DHS releases new mobile app pushing migrants to self-deport

A migrant shows the CBP One App from the US Customs and Border Protection agency, to use to apply for an appointment to claim asylum, on a phone in Ciudad Juarez, Chihuahua state, Mexico, on May 10, 2023. The Trump administration announced March 10, 2025 that it had repurposed the app to now allow migrants to report their plans to "self-deport." GILLES CLARENNE/AFP via Getty Images
The Trump administration’s new Customs and Border Protection app replaces a version that allowed migrants to schedule asylum appointments at U.S. ports of entry.
The Department of Homeland Security announced Monday that it has repurposed a Biden-era mobile application that tracked migrant entrants to the United States to include a “self-deport reporting feature.”
Customs and Border Protection’s new app, called CBP Home, replaces the CBP One tool that allowed migrants to schedule asylum appointments at ports of entry along the U.S.-Mexico border.
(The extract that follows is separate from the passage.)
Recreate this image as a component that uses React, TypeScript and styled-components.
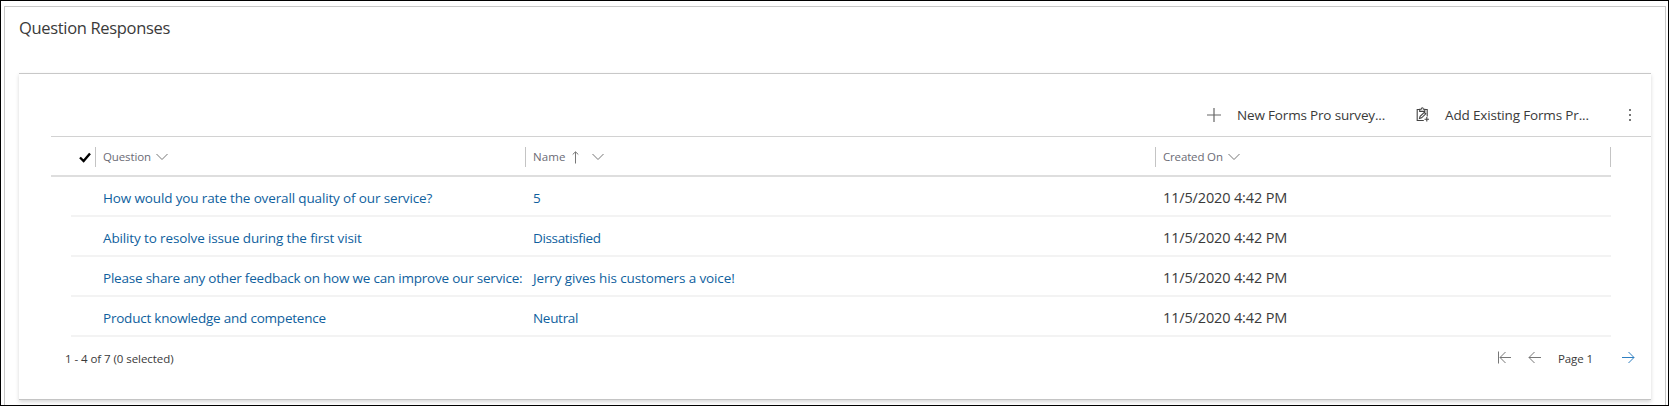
import React from 'react';
import styled, { createGlobalStyle } from 'styled-components';

const GlobalStyle = createGlobalStyle`
  * { box-sizing: border-box; }
  body {
    margin: 0;
    background: #fff;
    font-family: 'Segoe UI', 'Open Sans', 'Noto Sans', sans-serif;
    color: #3a3a3a;
  }
  svg { display: block; flex: none; }
`;

const Page = styled.div`
  width: 1669px;
  height: 406px;
  padding: 5px 2px 0 3px;
  border: 1px solid #000;
  overflow: hidden;
`;

const Section = styled.section`
  height: 400px;
  padding: 0 14px;
  border: 1px solid #c8c8c8;
  border-bottom: 0;
`;

const Title = styled.h2`
  height: 66px;
  margin: 0;
  padding-top: 9px;
  font-size: 16.5px;
  line-height: 24px;
  font-weight: 400;
  letter-spacing: -0.33px;
`;

const Card = styled.div`
  width: 1632px;
  height: 327px;
  border-top: 1px solid #c8c8c8;
  border-bottom: 1px solid #c4c4c4;
  box-shadow: 0 2px 4px rgba(0, 0, 0, 0.16);
`;

const Toolbar = styled.div`
  display: flex;
  align-items: center;
  height: 63px;
  margin-left: 32px;
  padding: 19px 18px 0 1156px;
  border-bottom: 1px solid #d2d2d2;
`;

const Command = styled.button<{ $width: number; $tracking: number }>`
  display: flex;
  align-items: center;
  gap: 16px;
  width: ${(p) => p.$width}px;
  height: 24px;
  padding: 0;
  border: 0;
  background: none;
  color: #3a3a3a;
  font: 400 13.5px/24px 'Segoe UI', 'Open Sans', 'Noto Sans', sans-serif;
  letter-spacing: ${(p) => p.$tracking}px;
  white-space: nowrap;
`;

const CommandLabel = styled.span`
  padding-top: 1px;
`;

const HeaderRow = styled.div`
  display: grid;
  grid-template-columns: 24px 20px 430px 630px 455px 1px;
  align-items: center;
  width: 1560px;
  height: 40px;
  margin-left: 32px;
  padding-top: 2px;
  border-bottom: 2px solid #dedede;
`;

const CheckCell = styled.div`
  grid-column: 2;
  padding-left: 4px;
`;

const HeaderCell = styled.div<{ $tracking?: number }>`
  display: flex;
  align-items: center;
  height: 20px;
  padding-left: 7px;
  border-left: 1px solid #c4c4c4;
  color: #6b6b75;
  font-size: 11.5px;
  line-height: 20px;
  letter-spacing: ${(p) => p.$tracking ?? 0}px;
  white-space: nowrap;
`;

const SortIcons = styled.span<{ $inset?: number }>`
  display: flex;
  align-items: center;
  gap: 13px;
  margin-left: ${(p) => p.$inset ?? 5}px;
`;

const Row = styled.div`
  display: grid;
  grid-template-columns: 32px 430px 630px 1fr;
  align-items: center;
  width: 1540px;
  height: 40px;
  margin-left: 52px;
  border-bottom: 2px solid #f3f3f3;
`;

const Link = styled.a<{ $column: number; $tracking: number }>`
  grid-column: ${(p) => p.$column};
  padding-top: 4px;
  color: #0f5f9e;
  font-size: 13.5px;
  line-height: 20px;
  letter-spacing: ${(p) => p.$tracking}px;
  white-space: nowrap;
`;

const DateCell = styled.span`
  padding-top: 3px;
  font-size: 14.5px;
  line-height: 20px;
  letter-spacing: -0.15px;
`;

const Footer = styled.div`
  display: flex;
  justify-content: space-between;
  align-items: center;
  height: 43px;
  padding: 0 16px 0 46px;
  font-size: 11.5px;
  line-height: 20px;
  letter-spacing: -0.06px;
`;

const Pager = styled.div`
  display: flex;
  align-items: center;
`;

const PagerButton = styled.button<{ $active?: boolean }>`
  display: block;
  width: 30px;
  height: 16px;
  padding: 0;
  margin-top: -3px;
  border: 0;
  background: none;
  color: ${(p) => (p.$active ? '#2f7fc1' : '#777')};
`;

const NextButton = styled(PagerButton)`
  width: 13px;
`;

const PageLabel = styled.span`
  width: 64px;
  letter-spacing: -0.1px;
`;

const Chevron = () => (
  <svg width="12" height="8" viewBox="0 0 12 8" fill="none" stroke="#777">
    <path d="M.5 1 6 6.5 11.5 1" />
  </svg>
);

const ArrowUp = () => (
  <svg width="7" height="13" viewBox="0 0 7 13" fill="none" stroke="#777">
    <path d="M3.5 12.5V1M.7 3.5 3.5.8l2.8 2.7" />
  </svg>
);

const Check = () => (
  <svg width="12" height="11" viewBox="0 0 12 11" fill="none" stroke="#000" strokeWidth="2.4">
    <path d="M1 5.5 4.6 9 11 1.4" />
  </svg>
);

const Plus = () => (
  <svg width="14" height="14" viewBox="0 0 14 14" stroke="#666">
    <path d="M7 0v14M0 7h14" strokeWidth="1.2" />
  </svg>
);

const ClipboardEdit = () => (
  <svg width="13" height="15" viewBox="0 0 13 15" fill="none" stroke="#444" strokeWidth="1.1">
    <path d="M7.8 13.5H1.2V2.5h2.5M8.8 2.5h2.4v7M3.7 4.4V2.3h1.5Q5.4.7 6.3.7t1.1 1.6h1.4v2.1Z" />
    <path d="m3.5 11.5.6-2.2 4.3-4 1.4 1.5-4.2 4Z" />
    <path d="M10.8 10v4.5M8.5 12.2H13" />
  </svg>
);

const Kebab = () => (
  <svg width="4" height="14" viewBox="0 0 4 14" fill="#777">
    <path d="M1 1h2v2H1zM1 6h2v2H1zM1 11h2v2H1z" />
  </svg>
);

const Arrow = ({ first = false, right = false }: { first?: boolean; right?: boolean }) => (
  <svg width="13" height="13" viewBox="0 0 13 13" fill="none" stroke="currentColor">
    {right ? (
      <path d="M0 6.5h12M6.5 1 12 6.5 6.5 12" />
    ) : first ? (
      <path d="M.5.5v12M2 6.5h11M7.5 1 2 6.5 7.5 12" />
    ) : (
      <path d="M1 6.5h12M6.5 1 1 6.5 6.5 12" />
    )}
  </svg>
);

const rows = [
  { q: 'How would you rate the overall quality of our service?', qt: -0.14, n: '5', nt: 0 },
  { q: 'Ability to resolve issue during the first visit', qt: -0.13, n: 'Dissatisfied', nt: -0.36 },
  {
    q: 'Please share any other feedback on how we can improve our service:',
    qt: -0.215,
    n: 'Jerry gives his customers a voice!',
    nt: -0.12,
  },
  { q: 'Product knowledge and competence', qt: -0.22, n: 'Neutral', nt: -0.3 },
];

export default function App() {
  return (
    <>
      <GlobalStyle />
      <Page>
        <Section>
          <Title>Question Responses</Title>
          <Card>
            <Toolbar>
              <Command $width={209} $tracking={-0.17}>
                <Plus />
                <CommandLabel>New Forms Pro survey...</CommandLabel>
              </Command>
              <Command $width={212} $tracking={-0.16}>
                <ClipboardEdit />
                <CommandLabel>Add Existing Forms Pr...</CommandLabel>
              </Command>
              <Kebab />
            </Toolbar>
            <HeaderRow>
              <CheckCell>
                <Check />
              </CheckCell>
              <HeaderCell $tracking={-0.12}>
                Question
                <SortIcons>
                  <Chevron />
                </SortIcons>
              </HeaderCell>
              <HeaderCell $tracking={0.1}>
                Name
                <SortIcons $inset={6}>
                  <ArrowUp />
                  <Chevron />
                </SortIcons>
              </HeaderCell>
              <HeaderCell $tracking={-0.16}>
                Created On
                <SortIcons>
                  <Chevron />
                </SortIcons>
              </HeaderCell>
              <HeaderCell />
            </HeaderRow>
            {rows.map((r) => (
              <Row key={r.q}>
                <Link $column={2} $tracking={r.qt}>
                  {r.q}
                </Link>
                <Link $column={3} $tracking={r.nt}>
                  {r.n}
                </Link>
                <DateCell>11/5/2020 4:42 PM</DateCell>
              </Row>
            ))}
            <Footer>
              <span>1 - 4 of 7 (0 selected)</span>
              <Pager>
                <PagerButton>
                  <Arrow first />
                </PagerButton>
                <PagerButton>
                  <Arrow />
                </PagerButton>
                <PageLabel>Page 1</PageLabel>
                <NextButton $active>
                  <Arrow right />
                </NextButton>
              </Pager>
            </Footer>
          </Card>
        </Section>
      </Page>
    </>
  );
}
Other functions of the app — which were included in both versions — allow individuals to view border crossing wait times, schedule cargo inspections and access arrival and departure records.
Republican lawmakers and others criticized the Biden administration’s CBP One app for allowing migrants to enter the U.S. before their asylum claims were heard. Some Democrats similarly criticized the previous app over accessibility concerns and the tool’s use of facial recognition and geolocation.
In a release publicizing the launch of the retooled app, DHS said migrants “should use the CBP Home mobile phone application to submit their intent to depart.” The department added that all previously downloaded versions of the CBP One app will update to the CBP Home tool.
The rebranded release of CBP’s app comes as the Trump administration has increasingly pushed migrants illegally in the U.S. to leave the country on their own volition rather than face the threat of deportation. DHS said the CBP Home app’s self-deport feature is “part of a larger $200 million domestic and international ad campaign encouraging illegal aliens to ‘Stay Out and Leave Now.’”
DHS Secretary Kristi Noem said in a statement that the CBP Home app “gives aliens the option to leave now and self-deport, so they may still have the opportunity to return legally in the future and live the American dream.”
During her January confirmation hearing, Noem voiced support for ending the CBP One app as soon as possible, although she added “there’s data and information in there that we will preserve, so that we can ensure we know who’s coming into this country and who’s already here, that we need to go find.”
The app’s scheduling functionality for migrants was subsequently canceled on the first day of the Trump administration.